Fortunately deleting buckets loaded with objects is supported using the native RADOS Gateway API which are exposed using radosgw-admin CLI tool. By using native RADOS Gateway API, it took us a few seconds to get rid of millions of objects. Hence for deleting objects at any scale Ceph’s native API comes to rescue.

Tinkering with the `bluestore_min_alloc_size_hdd` parameter

This testing was done on an erasure coded pool with a 4+2 configuration. Hence by design every 64K payload has to be splitted into 4 chunks of 16KB each. The bluestore_min_alloc_size_hdd parameter used by Bluestore, represents the minimal size of the blob created for an object stored in Ceph Bluestore objectstore and its default value is 64KB. Therefore in our case each 16KB EC chunk would be allocated with 64KB space, which will cause 48KB overhead of unused space, that cannot be further utilized.

So after our 1 Billion Object ingestion test, we decided to lower bluestore_min_alloc_size_hdd to 18KB and re-test. As represented in chart-5, the object creation rate found to be notably reduced after lowering the bluestore_min_alloc_size_hdd parameter from 64KB (default) to 18KB. As such, for objects larger than the bluestore_min_alloc_size_hdd , the default values seems to be optimal, smaller objects further require more investigation if you intended to reduce bluestore_min_alloc_size_hdd parameter.
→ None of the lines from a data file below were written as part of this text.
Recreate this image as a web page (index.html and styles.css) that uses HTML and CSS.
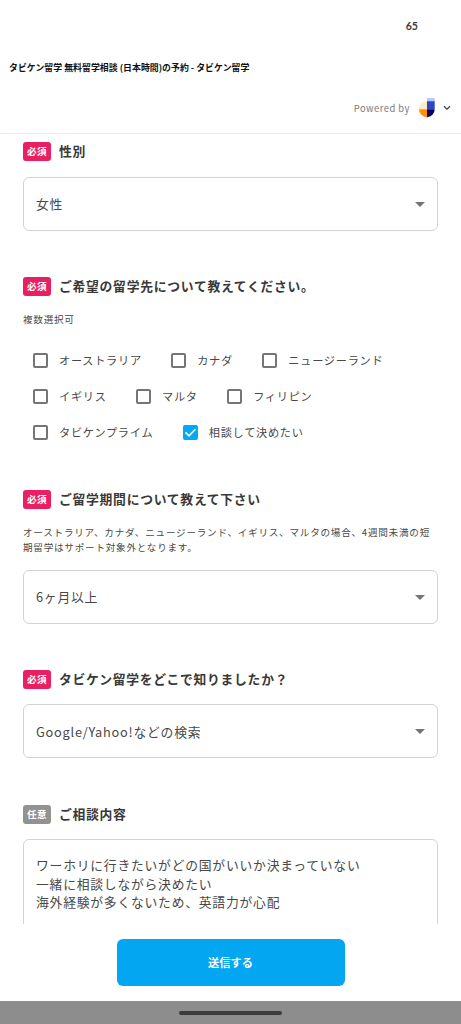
FILE: index.html
```html
<!DOCTYPE html>
<html lang="ja">
<head>
<meta charset="utf-8">
<title>タビケン留学 無料留学相談</title>
<link rel="stylesheet" href="styles.css">
</head>
<body>
<div class="screen">
  <div class="status"><span class="battery">65</span></div>
  <div class="titlebar"><span class="title">タビケン留学 無料留学相談 (日本時間)の予約 - タビケン留学</span></div>
  <header class="powered">
    <span class="powered-text">Powered by</span>
    <svg class="logo" viewBox="0 0 16 20">
      <path d="M8 3.3V11.2H0A8 8 0 0 1 8 3.3Z" fill="#ffe9c8"/>
      <path d="M0 11.2H8V19.2A8 8 0 0 1 0 11.2Z" fill="#ff9100"/>
      <path d="M8 0H15.7V3.2H8Z" fill="#b3c9fa"/>
      <path d="M8 3.2H15.7V11.2H8Z" fill="#2c47c5"/>
      <path d="M8 11.2H15.7A8 8 0 0 1 8 19.2Z" fill="#08005c"/>
    </svg>
    <svg class="chevron" viewBox="0 0 8 6"><path d="M1 1.2L4 4.2L7 1.2" fill="none" stroke="#444" stroke-width="1.3"/></svg>
  </header>
  <main class="form">
    <section class="field gender">
      <h2 class="label"><span class="badge">必須</span><span class="label-text">性別</span></h2>
      <div class="select"><span>女性</span><i class="arrow"></i></div>
    </section>
    <section class="field country">
      <h2 class="label"><span class="badge">必須</span><span class="label-text">ご希望の留学先について教えてください。</span></h2>
      <p class="hint">複数選択可</p>
      <div class="options">
        <div class="row">
          <span class="option"><i class="box"></i>オーストラリア</span>
          <span class="option"><i class="box"></i>カナダ</span>
          <span class="option"><i class="box"></i>ニュージーランド</span>
        </div>
        <div class="row">
          <span class="option"><i class="box"></i>イギリス</span>
          <span class="option"><i class="box"></i>マルタ</span>
          <span class="option"><i class="box"></i>フィリピン</span>
        </div>
        <div class="row">
          <span class="option"><i class="box"></i>タビケンプライム</span>
          <span class="option"><i class="box checked"><svg viewBox="0 0 15 15"><path d="M2.5 7.4L6 10.8L12.5 4.2" fill="none" stroke="#fff" stroke-width="1.6"/></svg></i>相談して決めたい</span>
        </div>
      </div>
    </section>
    <section class="field period">
      <h2 class="label"><span class="badge">必須</span><span class="label-text">ご留学期間について教えて下さい</span></h2>
      <p class="hint">オーストラリア、カナダ、ニュージーランド、イギリス、マルタの場合、4週間未満の短<br>期留学はサポート対象外となります。</p>
      <div class="select"><span>6ヶ月以上</span><i class="arrow"></i></div>
    </section>
    <section class="field source">
      <h2 class="label"><span class="badge">必須</span><span class="label-text">タビケン留学をどこで知りましたか？</span></h2>
      <div class="select"><span>Google/Yahoo!などの検索</span><i class="arrow"></i></div>
    </section>
    <section class="field message">
      <h2 class="label"><span class="badge optional">任意</span><span class="label-text">ご相談内容</span></h2>
      <div class="textarea">ワーホリに行きたいがどの国がいいか決まっていない<br>一緒に相談しながら決めたい<br>海外経験が多くないため、英語力が心配</div>
    </section>
  </main>
  <footer class="actions"><button class="submit">送信する</button></footer>
  <div class="navbar"><span class="pill"></span></div>
</div>
</body>
</html>
```
FILE: styles.css
```css
* { box-sizing: border-box; }
body {
  margin: 0;
  background: #fff;
  color: #484848;
  font-family: "Noto Sans CJK JP", sans-serif;
}
.screen {
  display: flex;
  flex-direction: column;
  height: 1024px;
  overflow: hidden;
}
.status {
  display: flex;
  justify-content: flex-end;
  align-items: center;
  height: 52px;
  padding-right: 43px;
}
.battery {
  font: bold 10.6px/14px Lato, sans-serif;
  color: #3c3c3c;
}
.titlebar {
  display: flex;
  align-items: center;
  height: 31px;
  padding-left: 9px;
}
.title {
  font-size: 8.9px;
  letter-spacing: 0.03px;
  line-height: 14px;
  font-weight: 700;
  color: #111;
  white-space: nowrap;
}
.powered {
  display: flex;
  align-items: center;
  justify-content: flex-end;
  height: 51px;
  padding-right: 10px;
  border-bottom: 1px solid #ececec;
}
.powered-text {
  font-size: 9.4px;
  letter-spacing: 0.5px;
  line-height: 14px;
  color: #7c7c7c;
}
.logo { width: 16px; height: 20px; margin-left: 9px; }
.chevron { width: 8px; height: 6px; margin-left: 8px; }
.form {
  height: 790px;
  padding: 8px 23px 0 23px;
  overflow: hidden;
}
.label {
  display: flex;
  align-items: center;
  gap: 8px;
  height: 19px;
  margin: 0;
}
.badge {
  display: flex;
  align-items: center;
  justify-content: center;
  width: 28px;
  height: 19px;
  padding-bottom: 1px;
  border-radius: 3px;
  background: #e91e63;
  color: #fff;
  font-size: 9.6px;
  font-weight: 700;
  letter-spacing: 0.4px;
}
.optional { background: #929292; }
.label-text {
  padding-bottom: 1px;
  font-size: 12.8px;
  font-weight: 700;
  letter-spacing: 0.73px;
  line-height: 18px;
  color: #383838;
  white-space: nowrap;
}
.select {
  display: flex;
  align-items: center;
  justify-content: space-between;
  height: 54px;
  padding: 0 12px;
  border: 1px solid #d3d3d3;
  border-radius: 6px;
  font-size: 12.8px;
  letter-spacing: 0.75px;
}
.gender .select span { margin-bottom: 1px; }
.arrow {
  border: 5px solid transparent;
  border-top-color: #747474;
  border-bottom: 0;
}
.gender { height: 135px; }
.country { height: 213px; }
.period { height: 180px; }
.source { height: 135px; }
.gender .select { margin-top: 16px; }
.source .select { margin-top: 15px; }
.hint {
  margin: 16px 0 0;
  font-size: 9.6px;
  letter-spacing: 0.75px;
  line-height: 15px;
  white-space: nowrap;
}
.options { margin-top: 15px; padding-left: 10px; }
.row { display: flex; gap: 29.4px; height: 36px; }
.option {
  display: flex;
  align-items: center;
  gap: 11px;
  font-size: 11.2px;
  letter-spacing: 0.72px;
  white-space: nowrap;
}
.box {
  width: 15px;
  height: 15px;
  border: 2px solid #757575;
  border-radius: 2px;
}
.checked { border: 0; background: #03a9f4; }
.checked svg { display: block; width: 15px; height: 15px; }
.period .select { margin-top: 15px; }
.period .select span { margin-bottom: 1px; }
.textarea {
  height: 120px;
  margin-top: 15px;
  padding: 16px 12px;
  border: 1px solid #d3d3d3;
  border-radius: 6px;
  font-size: 12.8px;
  letter-spacing: 0.77px;
  line-height: 18.6px;
  white-space: nowrap;
}
.actions {
  display: flex;
  justify-content: center;
  height: 77px;
  padding-top: 15px;
}
.submit {
  width: 228px;
  height: 47px;
  padding: 0 0 1px;
  border: 0;
  border-radius: 6px;
  background: #03a6f0;
  color: #fff;
  font: 700 11.2px/16px "Noto Sans CJK JP", sans-serif;
}
.navbar {
  display: flex;
  justify-content: center;
  align-items: center;
  height: 23px;
  background: #8d8d8d;
}
.pill {
  width: 103px;
  height: 4px;
  border-radius: 2px;
  background: #3c3c3c;
}
```
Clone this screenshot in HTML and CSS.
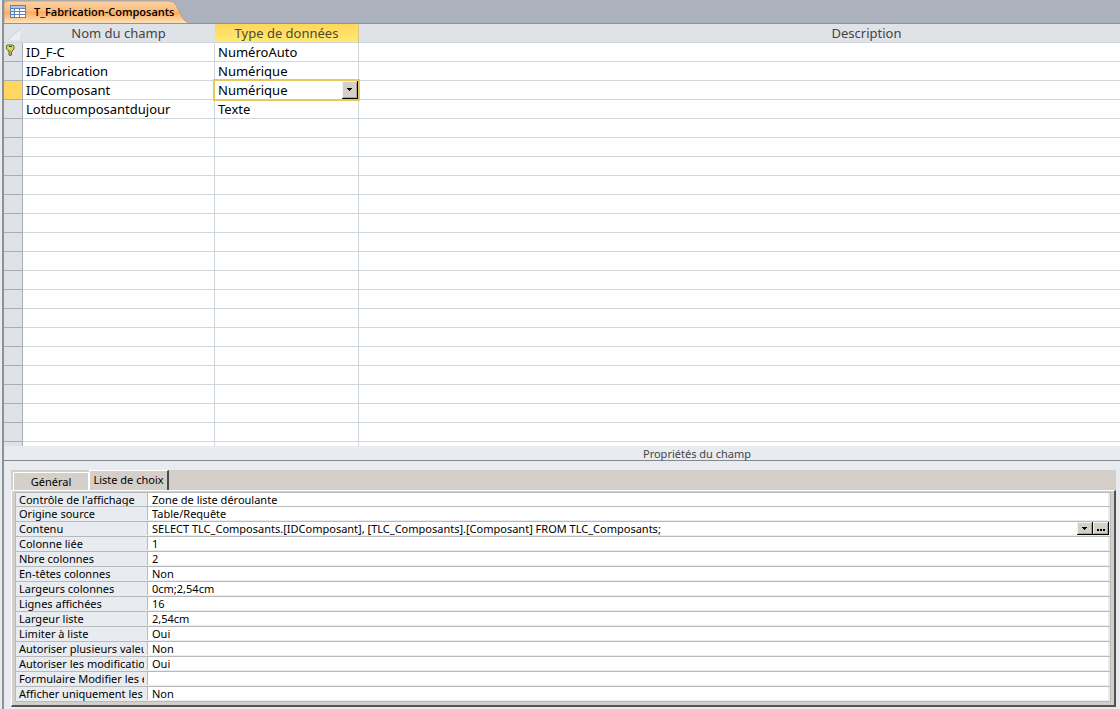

Note that, the bluestore_min_alloc_size_hdd cannot be set lower then the bdev_block_size (default 4096 - 4kB).

Chart 5: Object ingestion rate per minute

Summary & up next

In this post, we demonstrated the robustness and scalability of a Ceph cluster by ingesting one billion plus objects into the cluster. We learned about various performance characteristics associated with a cluster which is at its maximum capacity as well as how bluestore meta-data spill over to slow devices can shave performance, with mitigations that you can opt for while designing your Ceph clusters for scale. In the next blog, we will look at some random performance tests done on the cluster.